Advice re teenage SD(17 Posts)
My partners 2 DD's moved in permanently 1 1/2 years ago due to problems with their alcoholic mother.
The now 15 year old eldest is becoming the bane of my life & moans to DP.
The last 2 nights I've been kept awake by her until 3am & 1:30am due to several trips to the bathroom/lights on & off/ up & downstairs for midnight snacking. She should be asleep at that hour (AIBU??). This is not the first time either, & I have talked to her about keeping me awake all night when I have important work/meetings to attend.
She wants to go to college after GCSEs this year but is being too lazy to try @ exams or coursework. I have offered to help revise etc many times to no avail.
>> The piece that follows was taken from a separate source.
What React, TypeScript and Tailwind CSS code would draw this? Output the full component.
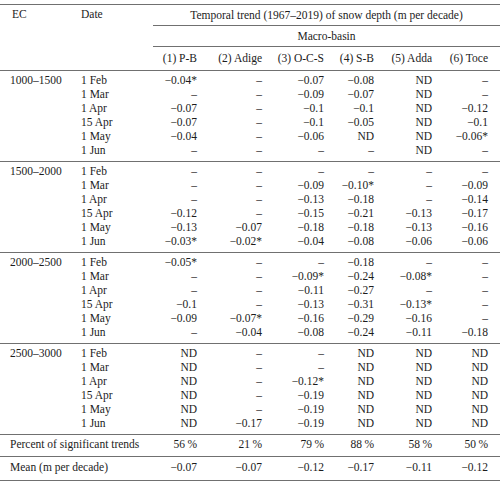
import React from "react";

const basins = ["(1) P-B", "(2) Adige", "(3) O-C-S", "(4) S-B", "(5) Adda", "(6) Toce"];
const pad = ["pr-[6px]", "pr-[6px]", "pr-[6px]", "pr-[6px]", "pr-[6px]", "pr-[12px]"];

const blocks: { ec: string; rows: [string, string[]][] }[] = [
  {
    ec: "1000–1500",
    rows: [
      ["1 Feb", ["−0.04*", "–", "−0.07", "−0.08", "ND", "–"]],
      ["1 Mar", ["–", "–", "−0.09", "−0.07", "ND", "–"]],
      ["1 Apr", ["−0.07", "–", "−0.1", "−0.1", "ND", "−0.12"]],
      ["15 Apr", ["−0.07", "–", "−0.1", "−0.05", "ND", "−0.1"]],
      ["1 May", ["−0.04", "–", "−0.06", "ND", "ND", "−0.06*"]],
      ["1 Jun", ["–", "–", "–", "–", "ND", "–"]],
    ],
  },
  {
    ec: "1500–2000",
    rows: [
      ["1 Feb", ["–", "–", "–", "–", "–", "–"]],
      ["1 Mar", ["–", "–", "−0.09", "−0.10*", "–", "−0.09"]],
      ["1 Apr", ["–", "–", "−0.13", "−0.18", "–", "−0.14"]],
      ["15 Apr", ["−0.12", "–", "−0.15", "−0.21", "−0.13", "−0.17"]],
      ["1 May", ["−0.13", "−0.07", "−0.18", "−0.18", "−0.13", "−0.16"]],
      ["1 Jun", ["−0.03*", "−0.02*", "−0.04", "−0.08", "−0.06", "−0.06"]],
    ],
  },
  {
    ec: "2000–2500",
    rows: [
      ["1 Feb", ["−0.05*", "–", "–", "−0.18", "–", "–"]],
      ["1 Mar", ["–", "–", "−0.09*", "−0.24", "−0.08*", "–"]],
      ["1 Apr", ["–", "–", "−0.11", "−0.27", "–", "–"]],
      ["15 Apr", ["−0.1", "–", "−0.13", "−0.31", "−0.13*", "–"]],
      ["1 May", ["−0.09", "−0.07*", "−0.16", "−0.29", "−0.16", "–"]],
      ["1 Jun", ["–", "−0.04", "−0.08", "−0.24", "−0.11", "−0.18"]],
    ],
  },
  {
    ec: "2500–3000",
    rows: [
      ["1 Feb", ["ND", "–", "–", "ND", "ND", "ND"]],
      ["1 Mar", ["ND", "–", "–", "ND", "ND", "ND"]],
      ["1 Apr", ["ND", "–", "−0.12*", "ND", "ND", "ND"]],
      ["15 Apr", ["ND", "–", "−0.19", "ND", "ND", "ND"]],
      ["1 May", ["ND", "–", "−0.19", "ND", "ND", "ND"]],
      ["1 Jun", ["ND", "−0.17", "−0.19", "ND", "ND", "ND"]],
    ],
  },
];

const percent = ["56\u2009%", "21\u2009%", "79\u2009%", "88\u2009%", "58\u2009%", "50\u2009%"];
const means = ["−0.07", "−0.07", "−0.12", "−0.17", "−0.11", "−0.12"];

export default function App() {
  return (
    <div className="w-[500px] h-[501px] bg-white pt-[4px] font-['Liberation_Serif',serif] text-[11.5px] text-[#1c1c1c]">
      <table className="w-[500px] border-collapse table-fixed">
        <colgroup>
          <col className="w-[72px]" />
          <col className="w-[71px]" />
          <col className="w-[60px]" />
          <col className="w-[65px]" />
          <col className="w-[62px]" />
          <col className="w-[50px]" />
          <col className="w-[58px]" />
          <col className="w-[62px]" />
        </colgroup>
        <thead>
          <tr className="h-[21px] border-t border-[#707070]">
            <td rowSpan={3} className="align-top pt-[3px] pl-[12px] leading-[13px] border-b border-[#707070]">EC</td>
            <td rowSpan={3} className="align-top pt-[3px] pl-[9px] leading-[13px] border-b border-[#707070]">Date</td>
            <td colSpan={6} className="p-0 pl-[10px]">
              <div className="h-[21px] leading-[20px] text-center border-b border-[#707070]">
                Temporal trend (1967–2019) of snow depth (m per decade)
              </div>
            </td>
          </tr>
          <tr className="h-[21px]">
            <td colSpan={6} className="p-0 pl-[10px]">
              <div className="h-[21px] leading-[20px] text-center border-b border-[#707070]">Macro-basin</div>
            </td>
          </tr>
          <tr className="h-[23px]">
            {basins.map((b, i) => (
              <td key={b} className={`text-right whitespace-nowrap border-b border-[#707070] ${pad[i]}`}>{b}</td>
            ))}
          </tr>
        </thead>
        {blocks.map((blk) => (
          <tbody key={blk.ec} className="border-b border-[#707070]">
            {blk.rows.map(([date, vals], r) => {
              const h = r === 0 ? "h-[17px] align-bottom" : r === 5 ? "h-[18px] align-top" : "h-[14px] align-middle";
              return (
                <tr key={date} className={h}>
                  <td className="pl-[10px] leading-[14px] whitespace-nowrap">{r === 0 ? blk.ec : ""}</td>
                  <td className="pl-[9px] leading-[14px] whitespace-nowrap">{date}</td>
                  {vals.map((v, i) => (
                    <td key={i} className={`text-right leading-[14px] whitespace-nowrap ${pad[i]}`}>{v}</td>
                  ))}
                </tr>
              );
            })}
          </tbody>
        ))}
        <tbody>
          <tr className="h-[22px] border-b border-[#707070]">
            <td colSpan={2} className="pl-[10px] whitespace-nowrap">Percent of significant trends</td>
            {percent.map((v, i) => (
              <td key={i} className={`text-right whitespace-nowrap ${pad[i]}`}>{v}</td>
            ))}
          </tr>
          <tr className="h-[24px] border-b border-[#707070]">
            <td colSpan={2} className="pl-[10px] whitespace-nowrap">Mean (m per decade)</td>
            {means.map((v, i) => (
              <td key={i} className={`text-right whitespace-nowrap ${pad[i]}`}>{v}</td>
            ))}
          </tr>
        </tbody>
      </table>
    </div>
  );
}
Her world revolves around 'group chat', boyfriend , makeup & selfies - which IMHO is affecting her schoolwork & keeping her up all night.
Any advice about teenage girls, teenage SC, how to get her to sleep before midnight, motivated for college.
Is the answer removing the wifi router or is this being childish?
Is the answer removing the wifi router or is this being childish?
I was just about to suggest turning off the router at night and removing her phone! Is that what she is doing until 3am?
Quite possibly, although DP went in to her last night at 12:30 & she was apparently not on her phone but 'brushing her hair with a face mask on' (give me strength!) when it's her 1st day back at school today.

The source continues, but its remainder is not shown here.